_PROBLEM TO WORK ON_. Repeat each record exactly. Any picture gets left out.

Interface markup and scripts
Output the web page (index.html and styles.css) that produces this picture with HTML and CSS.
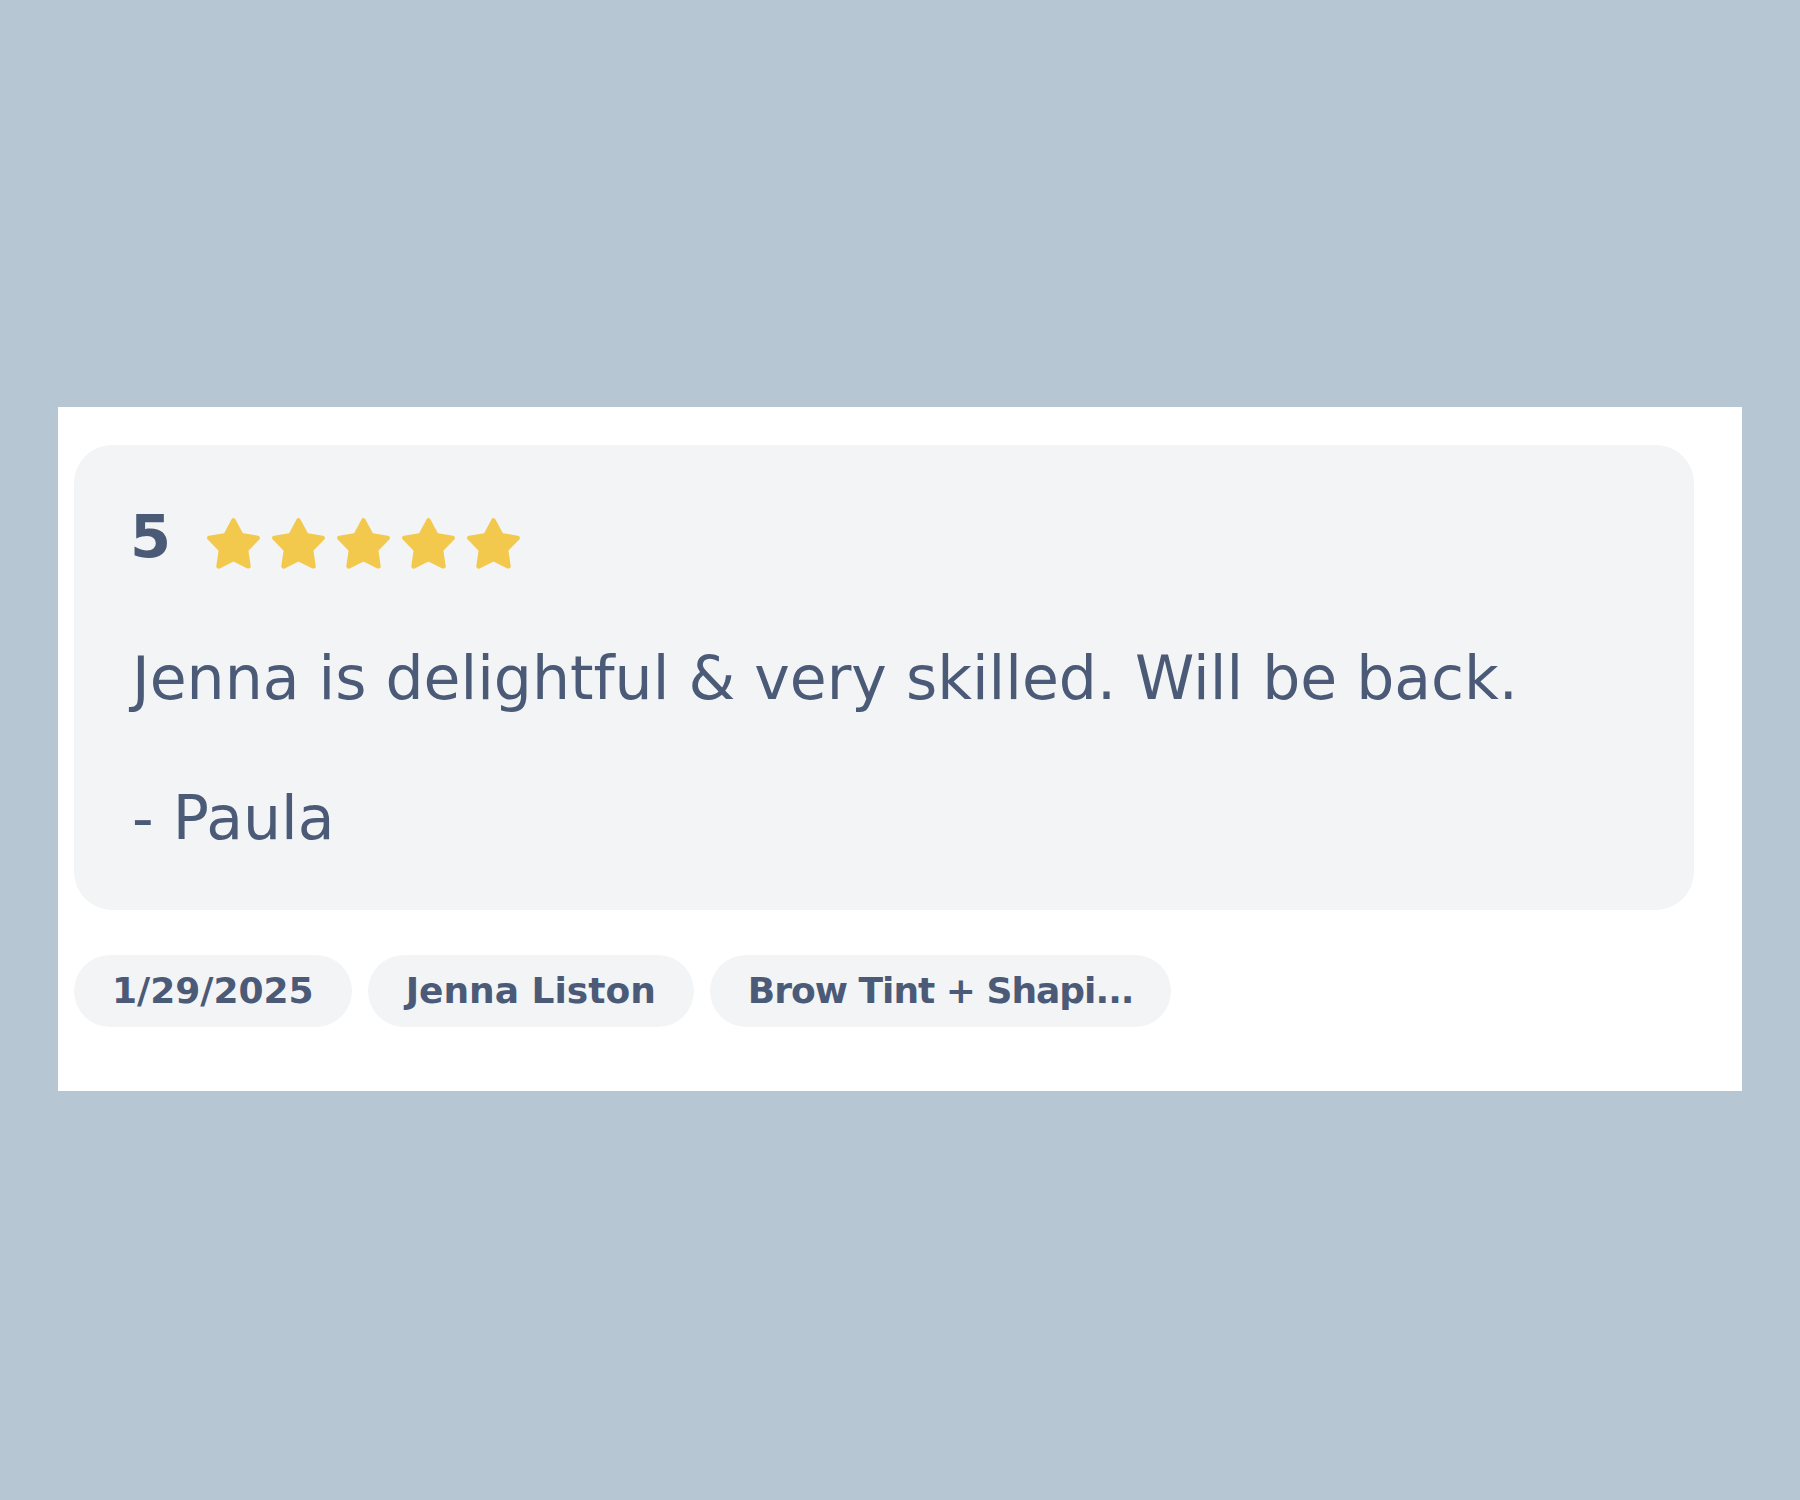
FILE: index.html
```html
<!DOCTYPE html>
<html>
<head>
<meta charset="utf-8">
<link rel="stylesheet" href="styles.css">
</head>
<body>
<div class="page">
  <section class="panel">
    <div class="review-card">
      <div class="rating">
        <span class="score">5</span>
        <div class="stars">
          <svg class="star" viewBox="0.5 0.5 23 22"><polygon points="12,1.5 15.35,7.89 22.46,9.1 17.42,14.26 18.47,21.4 12,18.2 5.53,21.4 6.58,14.26 1.54,9.1 8.65,7.89"/></svg>
          <svg class="star" viewBox="0.5 0.5 23 22"><polygon points="12,1.5 15.35,7.89 22.46,9.1 17.42,14.26 18.47,21.4 12,18.2 5.53,21.4 6.58,14.26 1.54,9.1 8.65,7.89"/></svg>
          <svg class="star" viewBox="0.5 0.5 23 22"><polygon points="12,1.5 15.35,7.89 22.46,9.1 17.42,14.26 18.47,21.4 12,18.2 5.53,21.4 6.58,14.26 1.54,9.1 8.65,7.89"/></svg>
          <svg class="star" viewBox="0.5 0.5 23 22"><polygon points="12,1.5 15.35,7.89 22.46,9.1 17.42,14.26 18.47,21.4 12,18.2 5.53,21.4 6.58,14.26 1.54,9.1 8.65,7.89"/></svg>
          <svg class="star" viewBox="0.5 0.5 23 22"><polygon points="12,1.5 15.35,7.89 22.46,9.1 17.42,14.26 18.47,21.4 12,18.2 5.53,21.4 6.58,14.26 1.54,9.1 8.65,7.89"/></svg>
        </div>
      </div>
      <p class="review-text">Jenna is delightful &amp; very skilled. Will be back.</p>
      <p class="review-text author">- Paula</p>
    </div>
    <div class="chips">
      <span class="chip">1/29/2025</span>
      <span class="chip">Jenna Liston</span>
      <span class="chip chip-service">Brow Tint + Shapi...</span>
    </div>
  </section>
</div>
</body>
</html>
```
FILE: styles.css
```css
html, body {
  margin: 0;
  padding: 0;
}
body {
  background: #b7c6d3;
  font-family: "DejaVu Sans", sans-serif;
  color: #4b5a76;
  width: 1800px;
  height: 1500px;
  overflow: hidden;
}
.page {
  padding: 407px 0 0 58px;
}
.panel {
  box-sizing: border-box;
  width: 1684px;
  height: 684px;
  background: #ffffff;
  padding: 38px 48px 0 16px;
}
.review-card {
  background: #f3f4f6;
  border-radius: 38px;
  padding: 62px 58px 57px 58px;
}
.rating {
  display: flex;
  align-items: flex-start;
  gap: 36px;
  height: 60px;
}
.score {
  font-weight: 700;
  font-size: 59px;
  line-height: 60px;
  margin-left: -2px;
}
.stars {
  display: flex;
  gap: 12px;
  margin-top: 11px;
}
.star {
  display: block;
  width: 53px;
  height: 51px;
  fill: #f2c94c;
  stroke: #f2c94c;
  stroke-width: 2;
  stroke-linejoin: round;
}
.review-text {
  margin: 76px 0 0 0;
  font-size: 60px;
  line-height: 70px;
}
.author {
  margin-top: 70px;
}
.chips {
  display: flex;
  gap: 16px;
  margin-top: 45px;
}
.chip {
  height: 72px;
  line-height: 72px;
  padding: 0 38px;
  border-radius: 36px;
  background: #f3f4f6;
  font-weight: 700;
  font-size: 36px;
  white-space: nowrap;
}
.chip-service {
  letter-spacing: -1px;
}
```
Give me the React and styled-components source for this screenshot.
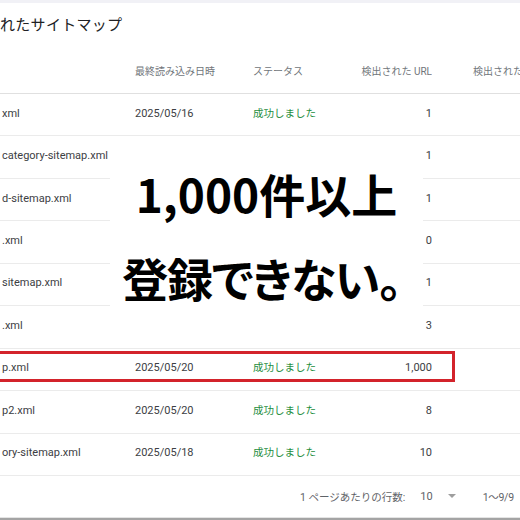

_FINISHED EXERCISE_.
Output the web page (index.html and styles.css) that produces this picture with HTML and CSS.
FILE: index.html
```html
<!DOCTYPE html>
<html>
<head>
<meta charset="utf-8">
<link rel="stylesheet" href="styles.css">
</head>
<body>
<div class="page">
  <section class="panel">
    <div class="review-card">
      <div class="rating">
        <span class="score">5</span>
        <div class="stars">
          <svg class="star" viewBox="0.5 0.5 23 22"><polygon points="12,1.5 15.35,7.89 22.46,9.1 17.42,14.26 18.47,21.4 12,18.2 5.53,21.4 6.58,14.26 1.54,9.1 8.65,7.89"/></svg>
          <svg class="star" viewBox="0.5 0.5 23 22"><polygon points="12,1.5 15.35,7.89 22.46,9.1 17.42,14.26 18.47,21.4 12,18.2 5.53,21.4 6.58,14.26 1.54,9.1 8.65,7.89"/></svg>
          <svg class="star" viewBox="0.5 0.5 23 22"><polygon points="12,1.5 15.35,7.89 22.46,9.1 17.42,14.26 18.47,21.4 12,18.2 5.53,21.4 6.58,14.26 1.54,9.1 8.65,7.89"/></svg>
          <svg class="star" viewBox="0.5 0.5 23 22"><polygon points="12,1.5 15.35,7.89 22.46,9.1 17.42,14.26 18.47,21.4 12,18.2 5.53,21.4 6.58,14.26 1.54,9.1 8.65,7.89"/></svg>
          <svg class="star" viewBox="0.5 0.5 23 22"><polygon points="12,1.5 15.35,7.89 22.46,9.1 17.42,14.26 18.47,21.4 12,18.2 5.53,21.4 6.58,14.26 1.54,9.1 8.65,7.89"/></svg>
        </div>
      </div>
      <p class="review-text">Jenna is delightful &amp; very skilled. Will be back.</p>
      <p class="review-text author">- Paula</p>
    </div>
    <div class="chips">
      <span class="chip">1/29/2025</span>
      <span class="chip">Jenna Liston</span>
      <span class="chip chip-service">Brow Tint + Shapi...</span>
    </div>
  </section>
</div>
</body>
</html>
```
FILE: styles.css
```css
html, body {
  margin: 0;
  padding: 0;
}
body {
  background: #b7c6d3;
  font-family: "DejaVu Sans", sans-serif;
  color: #4b5a76;
  width: 1800px;
  height: 1500px;
  overflow: hidden;
}
.page {
  padding: 407px 0 0 58px;
}
.panel {
  box-sizing: border-box;
  width: 1684px;
  height: 684px;
  background: #ffffff;
  padding: 38px 48px 0 16px;
}
.review-card {
  background: #f3f4f6;
  border-radius: 38px;
  padding: 62px 58px 57px 58px;
}
.rating {
  display: flex;
  align-items: flex-start;
  gap: 36px;
  height: 60px;
}
.score {
  font-weight: 700;
  font-size: 59px;
  line-height: 60px;
  margin-left: -2px;
}
.stars {
  display: flex;
  gap: 12px;
  margin-top: 11px;
}
.star {
  display: block;
  width: 53px;
  height: 51px;
  fill: #f2c94c;
  stroke: #f2c94c;
  stroke-width: 2;
  stroke-linejoin: round;
}
.review-text {
  margin: 76px 0 0 0;
  font-size: 60px;
  line-height: 70px;
}
.author {
  margin-top: 70px;
}
.chips {
  display: flex;
  gap: 16px;
  margin-top: 45px;
}
.chip {
  height: 72px;
  line-height: 72px;
  padding: 0 38px;
  border-radius: 36px;
  background: #f3f4f6;
  font-weight: 700;
  font-size: 36px;
  white-space: nowrap;
}
.chip-service {
  letter-spacing: -1px;
}
```
Give me the React and styled-components source for this screenshot.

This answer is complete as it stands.